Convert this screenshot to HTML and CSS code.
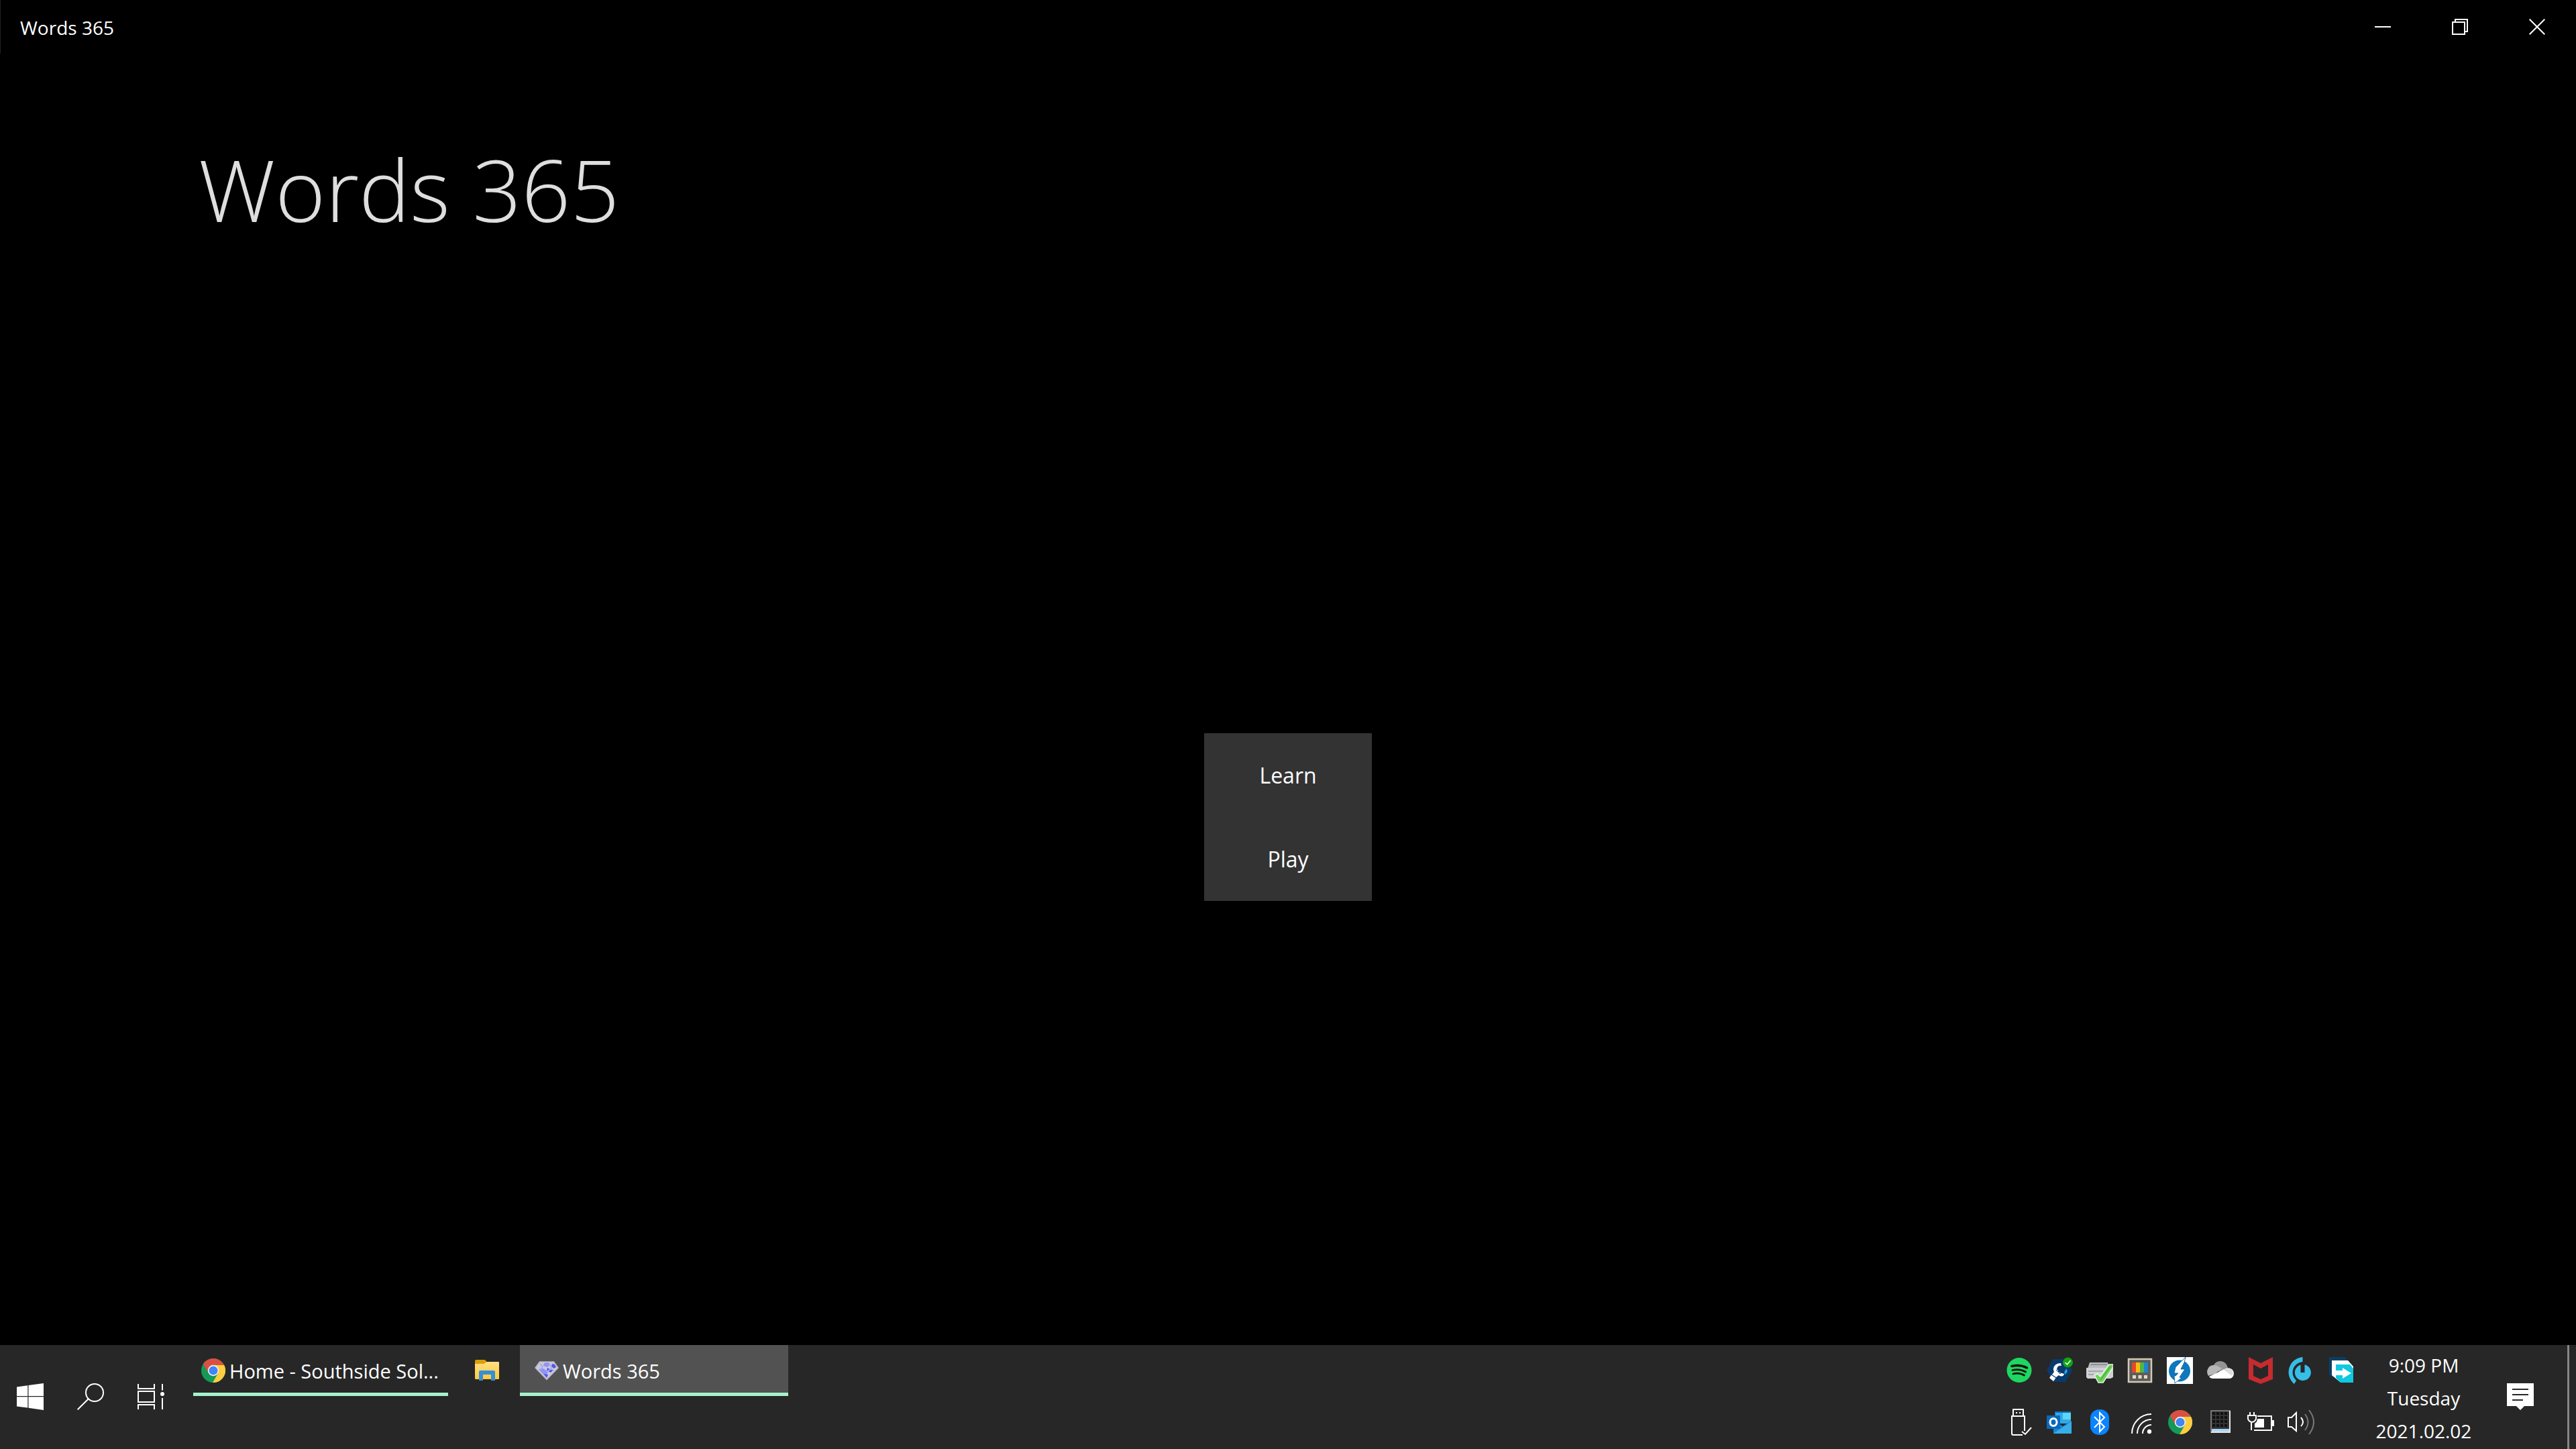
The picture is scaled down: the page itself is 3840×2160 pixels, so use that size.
FILE: index.html
```html
<!DOCTYPE html>
<html lang="en">
<head>
<meta charset="utf-8">
<title>Words 365</title>
<link rel="stylesheet" href="styles.css">
</head>
<body>
<svg class="defs" aria-hidden="true">
  <symbol id="chrome" viewBox="0 0 48 48">
    <circle cx="24" cy="24" r="24" fill="#159957"/>
    <path fill="#ffcd40" d="M24 13.1H45.4A24 24 0 0 1 22.75 48L33.4 29.45Z"/>
    <path fill="#db4f43" d="M24 13.1H45.4A24 24 0 0 0 3.9 10.9L14.56 29.45L24 24Z"/>
    <circle cx="24" cy="24" r="10.9" fill="#f1f1f1"/>
    <circle cx="24" cy="24" r="8.7" fill="#4285f4"/>
  </symbol>
</svg>

<div class="app">
  <header class="titlebar">
    <span class="titlebar-text">Words 365</span>
    <div class="caption-buttons">
      <button type="button" class="caption" aria-label="Minimize"><svg width="24" height="24" viewBox="0 0 24 24"><path d="M0 12H24" class="line"/></svg></button>
      <button type="button" class="caption" aria-label="Restore"><svg width="24" height="24" viewBox="0 0 24 24"><path d="M1 5H19V23H1ZM5 5V1H23V19H19" class="line"/></svg></button>
      <button type="button" class="caption" aria-label="Close"><svg width="24" height="24" viewBox="0 0 24 24"><path d="M.7.7L23.3 23.3M23.3.7L.7 23.3" class="line"/></svg></button>
    </div>
  </header>

  <main class="page">
    <h1 class="page-title">Words 365</h1>
    <nav class="menu">
      <div class="menu-items">
        <button type="button" class="menu-button">Learn</button>
        <button type="button" class="menu-button">Play</button>
      </div>
    </nav>
  </main>
</div>

<footer class="taskbar">
  <div class="system">
    <button type="button" class="system-button" aria-label="Start"><svg width="40" height="40" viewBox="0 0 40 40"><path fill="#fff" d="M0 5.6L16.3 3.3V18.9H0ZM17.5 3.1L40 0V18.9H17.5ZM0 20.3H16.3V36.6L0 34.4ZM17.5 20.3H40V40L17.5 36.8Z"/></svg></button>
    <button type="button" class="system-button" aria-label="Search"><svg width="40" height="40" viewBox="0 0 40 40"><circle cx="26" cy="14" r="13" class="line"/><path d="M16.8 23.2L.7 39.3" class="line"/></svg></button>
    <button type="button" class="system-button" aria-label="Task View"><svg width="40" height="40" viewBox="0 0 40 40"><path class="line" d="M1 1V8H25V1M1 12H25V28H1ZM1 39V32H25V39M37 1V10.500M37 22V39"/><circle cx="37" cy="16" r="3" fill="#fff"/></svg></button>
  </div>

  <div class="tasks">
    <button type="button" class="task open"><svg width="36" height="36"><use href="#chrome"/></svg><span>Home - Southside Sol...</span></button>
    <button type="button" class="pin" aria-label="File Explorer">
      <svg width="36" height="36" viewBox="0 0 36 36">
        <defs><linearGradient id="folder" x2="0" y2="1"><stop stop-color="#ffe083"/><stop offset="1" stop-color="#ffca3c"/></linearGradient></defs>
        <path fill="#dd9e08" d="M0 4Q0 2 2 2H14Q16 2 18 6L14 9H0Z"/>
        <path fill="url(#folder)" d="M0 8H13L18 5H35Q36 5 36 6V30Q36 31 35 31H1Q0 31 0 30Z"/>
        <path fill="#368fd6" d="M6 33V20Q6 18 8 18H28Q30 18 30 20V33H24V24H12V33Z"/>
      </svg>
    </button>
    <button type="button" class="task open active">
      <svg width="36" height="36" viewBox="0 0 36 36">
        <path fill="#c9c8e2" stroke="#b9b9c0" stroke-width="1.500" d="M7.500 5H28.500L35 14L18 31.500L1 14Z"/>
        <path fill="#8f93f4" d="M14 7Q22 5 23 9L19 13L13 11ZM6 16L13 15L20 20L18 24L12 23Z"/>
        <path fill="#4f55ee" d="M26 8L30 9L32 13L28 15L25 11ZM19 14L25 17L28 17L24 21L18 18ZM13 23L20 24L18 29Z"/>
        <path fill="none" stroke="#aaaadf" stroke-width="2" d="M8 8L12 12L9 16M20 10Q26 11 25 15L18 20"/>
      </svg>
      <span>Words 365</span>
    </button>
  </div>

  <div class="tray">
    <button type="button" class="tray-icon" aria-label="Spotify"><svg width="40" height="40" viewBox="0 0 40 40"><circle cx="20" cy="19.500" r="18.500" fill="#1ed760"/><path fill="none" stroke="#10140f" stroke-linecap="round" stroke-width="3.500" d="M9 13.500Q21 10.500 31.500 16"/><path fill="none" stroke="#10140f" stroke-linecap="round" stroke-width="2.800" d="M10 19.500Q20.500 17 29.500 22M11 25Q20 22.500 27.500 27"/></svg></button>
    <button type="button" class="tray-icon" aria-label="Support tool"><svg width="40" height="40" viewBox="0 0 40 40"><path fill="#073b6e" d="M10 3H29L39 20L29 37H11L1 20Z"/><path fill="#fff" d="M5 31L9 25L16 29L11 36Z"/><path d="M7 25L16 31" stroke="#073b6e" stroke-width="2"/><path fill="#fff" d="M22 9C13 9 9 16 12 22L9 26L15 30L19 27C23 30 27 28 27 25L20 23L16 18Q17 12 23 13Z"/><path fill="none" stroke="#073b6e" d="M15 19L18 22L21 18M18 22L21 25L24 21"/><path fill="#27a7df" d="M27 23L30 17L32 21L29 26Z"/><circle cx="32.500" cy="8" r="7.500" fill="#13a313"/><path fill="none" stroke="#fff" stroke-width="1.500" d="M28.500 8L31.500 11L36.500 5"/></svg></button>
    <button type="button" class="tray-icon" aria-label="Safely remove drive"><svg width="40" height="40" viewBox="0 0 40 40"><path fill="#b9bbbf" d="M5 8H32L35 17H2Z"/><path fill="#d0d1d5" d="M0 16H40V30L36 32H2L0 30Z"/><path fill="#a5a7ab" d="M3 20H25V22H3ZM3 25H12V27H3Z"/><path fill="#8e9095" d="M7 10H31V12H6Z"/><path fill="#6fd35a" stroke="#e8f8e5" stroke-width="1.500" d="M12 27L17 25L21 29L34 11H40V15L25 38H18Z"/><path stroke="#4bb53f" stroke-width="2" d="M21 34L36 14"/></svg></button>
    <button type="button" class="tray-icon" aria-label="PowerToys"><svg width="40" height="40" viewBox="0 0 40 40"><rect x="3" y="3" width="34" height="34" fill="#5e5d5b" stroke="#d4c9b7" stroke-width="2.500"/><path fill="#e6492a" d="M8 8H14V23H8Z"/><path fill="#fbbc12" d="M14 8H20V23H14Z"/><path fill="#4fb648" d="M20 8H26V23H20Z"/><path fill="#1d86cf" d="M26 8H32V23H26Z"/><path fill="#e2d9c9" d="M9 27H14V32H9ZM17.500 27H22.500V32H17.500ZM26 27H31V32H26Z"/></svg></button>
    <button type="button" class="tray-icon" aria-label="Thunderbolt"><svg width="40" height="40" viewBox="0 0 40 40"><path fill="#fff" d="M0 0H39V40H0Z"/><circle cx="19" cy="20.500" r="16" fill="#0c78be"/><path fill="#fff" stroke="#0a5793" stroke-width=".8" d="M28 0L13 15L11 24H17L13 28H11L12 39L22 31L19 30L27 18H21L26 8Z"/></svg></button>
    <button type="button" class="tray-icon" aria-label="OneDrive"><svg width="40" height="40" viewBox="0 0 40 40"><path fill="#959595" d="M10 12Q13 6 20 6Q29 7 31 16L20 24Z"/><path fill="#b7b7b7" d="M2 28Q0 25 0 21Q2 12 10 12Q15 12 22 17L12 25Z"/><path fill="#fff" d="M3 29L26 18Q30 15 35 17Q40 19 40 25Q39 31 34 32H9Q5 32 3 29Z"/><path fill="#dedede" d="M22 17L37 28Q40 25 38 20Q34 15 28 17L24 19Z"/></svg></button>
    <button type="button" class="tray-icon" aria-label="McAfee"><svg width="40" height="40" viewBox="0 0 40 40"><path fill="#c52b2f" fill-rule="evenodd" d="M2 0L20 9L38 0V33L20 40L2 33ZM9 11V28L20 33L31 28V11L20 17Z"/></svg></button>
    <button type="button" class="tray-icon" aria-label="Logitech G Hub"><svg width="40" height="40" viewBox="0 0 40 40"><path fill="#35bee8" d="M22.500 0V7A16 16 0 0 0 13 35L10 40A22.500 22.500 0 0 1 22.500 0Z"/><path fill="#35bee8" d="M19.500 11.500V23H25.500V11.300A12 12 0 1 1 19.500 11.500Z"/></svg></button>
    <button type="button" class="tray-icon" aria-label="File transfer"><svg width="40" height="40" viewBox="0 0 40 40"><path fill="#0a3f62" d="M2 0H25L31 6L7 31L2 26Z"/><path fill="#fff" d="M6 5H30L38 14V37H18L6 27Z"/><path fill="#10c8df" d="M12 11H33L38 17V38H19L12 31V27H22V32L35 24L22 16V20H12Z"/></svg></button>

    <button type="button" class="tray-icon" aria-label="USB device"><svg width="40" height="40" viewBox="0 0 40 40"><path class="line" d="M11 11V1H26V11M25 39H11Q9 39 9 37V11H28V33M24 34L29 38L38 28"/><path fill="#fff" d="M15 5H17V7H15ZM20 5H22V7H20Z"/></svg></button>
    <button type="button" class="tray-icon" aria-label="Outlook"><svg width="40" height="40" viewBox="0 0 40 40"><path fill="#126cb8" d="M13 4H37V16H13Z"/><path fill="#32a9e7" d="M14 6H37V22H14Z"/><path fill="#5bd5fa" d="M25 6H37V16H25Z"/><path fill="#1688d6" d="M11 18L25 26L38 18V37H11Z"/><path fill="#38aee9" d="M11 37L38 19V37Z"/><path fill="#0869bd" d="M1 10H21V30H1Z"/><ellipse cx="11" cy="20" rx="5" ry="5.500" fill="none" stroke="#fff" stroke-width="3"/></svg></button>
    <button type="button" class="tray-icon" aria-label="Bluetooth"><svg width="40" height="40" viewBox="0 0 40 40"><rect x="6" y="1" width="28" height="38" rx="13" fill="#0a84ff"/><path class="line" d="M12 12L27 27L20 34V6L27 13L12 28"/></svg></button>
    <button type="button" class="tray-icon" aria-label="Network"><svg width="40" height="40" viewBox="0 0 40 40"><path class="line" d="M8 37A29 29 0 0 1 37 8M16 37A21 21 0 0 1 37 16M24 37A13 13 0 0 1 37 24"/><circle cx="34" cy="34" r="3.200" fill="#fff"/></svg></button>
    <button type="button" class="tray-icon" aria-label="Chrome"><svg width="36" height="36"><use href="#chrome"/></svg></button>
    <button type="button" class="tray-icon" aria-label="Touch keypad"><svg width="40" height="40" viewBox="0 0 40 40"><path fill="#333" stroke="#8d8d8d" stroke-width="1.500" d="M6 3H34V35H6Z"/><path stroke="#111" stroke-width="4" stroke-dasharray="4 2" d="M8 7H32M8 13H32M8 19H32M8 25H32"/><path fill="#a7d8f5" d="M7 30H33V34H7Z"/><path fill="#e5e5e5" d="M33 3H35V36H6V34H33Z"/></svg></button>
    <button type="button" class="tray-icon" aria-label="Battery"><svg width="40" height="40" viewBox="0 0 40 40"><path class="line" d="M15 11H36V32H10M4 5V10M10 5V10M1 10H13V15Q12 19 7 20Q2 19 1 15ZM6 20V32"/><path fill="#fff" d="M15 15H25V28H11V22Q15 20 15 15ZM37 17H40V26H37Z"/></svg></button>
    <button type="button" class="tray-icon" aria-label="Volume"><svg width="40" height="40" viewBox="0 0 40 40"><path class="line" d="M1 13H6L13 6V33L6 27H1ZM20 13Q26 20 20 26"/><path fill="none" stroke="#777" stroke-width="2" d="M26 8Q35 20 26 32M32 2Q46 20 32 38"/></svg></button>
  </div>

  <button type="button" class="clock"><span>9:09 PM</span><span>Tuesday</span><span>2021.02.02</span></button>
  <button type="button" class="notices" aria-label="Notifications"><svg width="40" height="40" viewBox="0 0 40 40"><path fill="#fff" d="M0 0H40V34H26L20 40L14 34H0Z"/><path stroke="#272727" stroke-width="2" d="M8 9H32M8 17H32M8 25H24"/></svg></button>
  <button type="button" class="show-desktop" aria-label="Show desktop"></button>
</footer>
</body>
</html>
```
FILE: styles.css
```css
* {
  box-sizing: border-box;
}

body {
  margin: 0;
  min-height: 100vh;
  display: flex;
  flex-direction: column;
  background: #000;
  color: #fff;
  font-family: "Open Sans", "Noto Sans", sans-serif;
  font-size: 28px;
}

button {
  margin: 0;
  padding: 0;
  border: 0;
  background: none;
  color: inherit;
  font: inherit;
}

svg {
  display: block;
  flex: none;
}

.defs {
  display: none;
}

.line {
  fill: none;
  stroke: #fff;
  stroke-width: 2;
}

.app {
  flex: 1;
  display: flex;
  flex-direction: column;
}

.titlebar {
  display: flex;
  justify-content: space-between;
  height: 80px;
  padding-left: 29px;
  border-left: 1px solid #222;
}

.titlebar-text {
  line-height: 82px;
}

.caption-buttons {
  display: flex;
}

.caption {
  display: grid;
  place-items: center;
  width: 115px;
  padding-right: 1px;
}

.page {
  flex: 1;
  display: flex;
  flex-direction: column;
}

.page-title {
  margin: 0;
  padding: 102px 296px 48px;
  color: #dedede;
  font-size: 128px;
  font-weight: 300;
  line-height: 200px;
}

.menu {
  flex: 1;
  display: grid;
  place-items: center;
}

.menu-items {
  display: flex;
  flex-direction: column;
  width: 250px;
}

.menu-button {
  height: 125px;
  background: #333;
  font-size: 32px;
}

.taskbar {
  display: flex;
  height: 155px;
  background: #272727;
}

.system {
  display: flex;
  padding-right: 18px;
}

.system-button {
  display: grid;
  place-items: center;
  width: 90px;
  padding-bottom: 1px;
}

.tasks {
  flex: 1;
  display: flex;
  align-items: flex-start;
}

.task {
  display: flex;
  align-items: center;
  gap: 6px;
  width: 380px;
  height: 76px;
  padding-left: 12px;
  border-bottom: 5px solid #a6f2cd;
  font-size: 29px;
  white-space: nowrap;
}

.task svg {
  margin-top: 4px;
}

.task span {
  margin-top: 6px;
}

.pin {
  display: grid;
  place-items: center;
  width: 107px;
  height: 76px;
  padding-left: 9px;
}

.task.active {
  width: 400px;
  padding-left: 22px;
  background: #525252;
}

.tray {
  display: grid;
  grid-template-columns: repeat(9, 60px);
  grid-template-rows: 76px 78px;
}

.tray-icon {
  display: grid;
  place-items: center;
}

.clock {
  display: flex;
  flex-direction: column;
  width: 186px;
  padding-top: 6px;
  line-height: 49px;
  text-align: center;
}

.notices {
  display: grid;
  place-items: center;
  width: 121px;
  padding: 0 20px 1px 1px;
}

.show-desktop {
  width: 13px;
  border-left: 3px solid #858585;
}
```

================================

Find and copy each line above that includes the string "size".

◆ Task result ◆
The picture is scaled down: the page itself is 3840×2160 pixels, so use that size.
  font-size: 28px;
  font-size: 128px;
  font-size: 32px;
  font-size: 29px;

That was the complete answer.